Brexit. My oh my. Any Brit who voted in favour of the UK staying in the Euro supra-state must be wincing at how Brussels approaches the so-called ‘divorce negotiations’. Quite apposite that Zimbabwe’s Zanu-PF is all over the news at this time. Many must be feeling that where Mugabe is a model African it appears Barnier and Juncker are proudly model Europeans from similar mould. The shame.
As a lone, late-night quasi-adult voice from the “Despite Brexit” Broadcasting Corporation put it on Newsnight, “the EU default position is to not move”. Ouch. How that can be called proper negotiating is anyone’s guess. Then again, when it comes to the British view, hasn’t that been their stance since even before 1973?
I noted insight into the current round of negotiations. Which reminded me of one of my favourite answers in such scenario. Born from my frustration that salespeople and negotiation are seldom recipes for success. Everyone thinks they can negotiate. Just like everyone thinks they can sell. Until they meet a pro on the other side of the table. The results do not tend to be pretty.
Which is why so many firms these days bring in a bespoke negotiation team to do contracts. Culled from Legal, Commercial and Exec posts. Many salespeople hate this. I myself lost a huge deal in my youth to the absence of creativity of just such a unit. But when you are selected as preferred supplier it’s for the best, all round.
the price is the price
I can’t tell you how happy I was to learn this line. It is not salespeople’s fault that negotiation can flummox them. We are not, as a rule, schooled in the very specific skillset. Nor do our natural traits that help make us stellar sales performers apply on a negotiation. In fact, they sadly actively hinder.

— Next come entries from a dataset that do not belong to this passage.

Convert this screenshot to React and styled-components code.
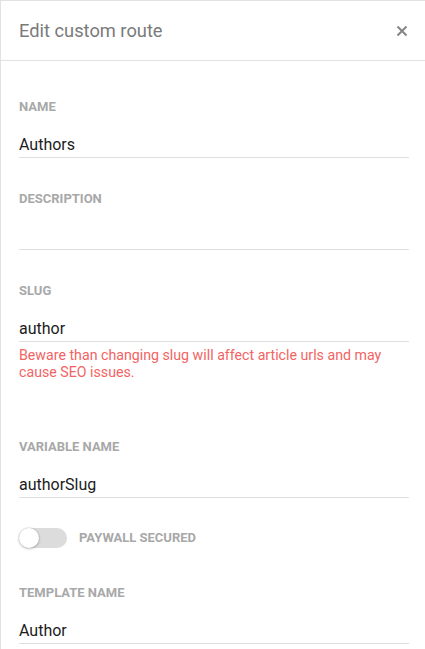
import React from "react";
import styled, { createGlobalStyle } from "styled-components";

const Global = createGlobalStyle`
  html, body { margin: 0; padding: 0; background: #fff; }
  body { font-family: Roboto, "Noto Sans", Arial, sans-serif; -webkit-font-smoothing: antialiased; }
  * { box-sizing: border-box; }
`;

const Panel = styled.div`
  width: 425px;
  height: 649px;
  overflow: hidden;
  border-top: 1px solid #e2e2e2;
  border-left: 1px solid #e2e2e2;
  background: #fff;
`;

const Header = styled.div`
  height: 60px;
  border-bottom: 1px solid #e2e2e2;
  display: flex;
  align-items: center;
  justify-content: space-between;
  padding: 0 16px 0 18px;
`;

const Title = styled.h2`
  margin: 0;
  font-size: 18.3px;
  font-weight: 400;
  color: #7a7a7a;
  line-height: 24px;
`;

const CloseButton = styled.button`
  border: 0;
  background: none;
  padding: 0;
  width: 14px;
  height: 14px;
  display: flex;
  align-items: center;
  justify-content: center;
  cursor: pointer;
`;

const Form = styled.div`
  padding: 39px 16px 0 18px;
  display: flex;
  flex-direction: column;
`;

const Field = styled.div`
  display: flex;
  flex-direction: column;
  margin-bottom: ${(p) => p.$gap}px;
`;

const Label = styled.label`
  display: block;
  font-size: 13px;
  font-weight: 700;
  line-height: 14px;
  color: #a8a8a8;
  text-transform: uppercase;
`;

const Input = styled.input`
  margin-top: 15px;
  height: 29px;
  border: 0;
  border-bottom: 1px solid #dedede;
  padding: 3px 0 0 0;
  font-family: Roboto, "Noto Sans", Arial, sans-serif;
  font-size: 16px;
  line-height: 25px;
  color: #1c1c1c;
  outline: none;
  background: transparent;
`;

const ErrorText = styled.div`
  margin-top: 5px;
  font-size: 14.2px;
  line-height: 17px;
  color: #f26464;
`;

const ToggleRow = styled.div`
  display: flex;
  align-items: center;
  gap: 12px;
  height: 20px;
  margin-bottom: ${(p) => p.$gap}px;
`;

const Track = styled.div`
  position: relative;
  width: 48px;
  height: 20px;
  border-radius: 10px;
  background: #dcdcdc;
  flex: none;
`;

const Thumb = styled.div`
  position: absolute;
  left: 0;
  top: 0;
  width: 20px;
  height: 20px;
  border-radius: 50%;
  background: #fff;
  box-shadow: 0 0 0 1px rgba(0,0,0,0.06), 0 1px 3px rgba(0,0,0,0.22);
`;

const ToggleLabel = styled.span`
  font-size: 13px;
  font-weight: 700;
  line-height: 14px;
  color: #a8a8a8;
  text-transform: uppercase;
`;

function TextField({ label, value, gap, children }) {
  return (
    <Field $gap={gap}>
      <Label>{label}</Label>
      <Input defaultValue={value} readOnly />
      {children}
    </Field>
  );
}

export default function App() {
  return (
    <>
      <Global />
      <Panel>
        <Header>
          <Title>Edit custom route</Title>
          <CloseButton aria-label="Close">
            <svg width="12" height="12" viewBox="0 0 12 12">
              <path d="M1.5 1.5L10.5 10.5M10.5 1.5L1.5 10.5" stroke="#858585" strokeWidth="2" />
            </svg>
          </CloseButton>
        </Header>
        <Form>
          <TextField label="Name" value="Authors" gap={34} />
          <TextField label="Description" value="" gap={34} />
          <TextField label="Slug" value="author" gap={59}>
            <ErrorText>
              Beware than changing slug will affect article urls and may cause SEO issues.
            </ErrorText>
          </TextField>
          <TextField label="Variable name" value="authorSlug" gap={30} />
          <ToggleRow $gap={38}>
            <Track>
              <Thumb />
            </Track>
            <ToggleLabel>Paywall secured</ToggleLabel>
          </ToggleRow>
          <TextField label="Template name" value="Author" gap={0} />
        </Form>
      </Panel>
    </>
  );
}
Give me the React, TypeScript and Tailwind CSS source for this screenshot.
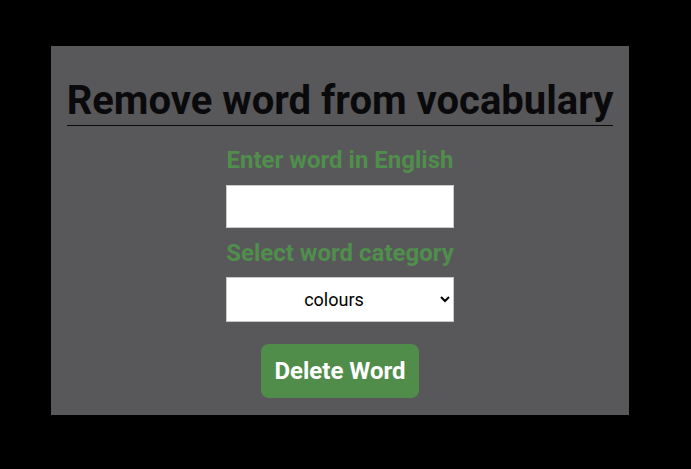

The “I’m sure we can talk about that” discount prelude is a disaster. I love it when I hear a salesperson steadfastly defend their price. It is what it is for a reason. There is value. If you want a discount, go buy from elsewhere and prepare to be heavily penalised in the time honoured “buy on price, pay twice” way. Or worse still, think that you can do whatever it is yourself. That really is a career-ending turn, mister customer.
if you … , then I’ll …
Another area where salespeople can fatally trip is not appreciating the quid pro quo nature of grown-up negotiation. You want a discount, hey? Just because otherwise you will not buy? Pur-lease…. As in accounting (ask your local eminence the Pharaoh of the Beans) every transaction has two sides. Double-entry book-keeping has been a staple since, I believe, Pacioli in 1494. And so it is in negotiation. Each currency has its yin and yang. No concession should flow solo.
when we jump, we jump together
A delightful phrase. From the mouth of Remainer turned brexit-means-brexit PM May. This really gets to the heart of the winning mindset when faced with barefaced intransigence. Thou shall not kowtow. This is a team game. Partnership must ensue. Long-term sustainable success only ever grows from a negotiation where both sides put the joint endeavour above their own ego-filled bullying singular priorities.
nothing’s agreed until everything’s agreed
Another wonderful set-up. I gather that this cornerstone is borrowed from the World Trade Organisation framework known as the “single undertaking”. In the current context, it means that there are a trio of first-stage points to resolve. Only when each is agreed in their separate fields can the next round commence.
This is unlikely in a solution sell situation. Yet it is something that you could keep up your sleeve especially if in a sole-selected evaluation phase. Although if it is new to you as a concept, I’d recommend getting assistance on the nuts and bolts.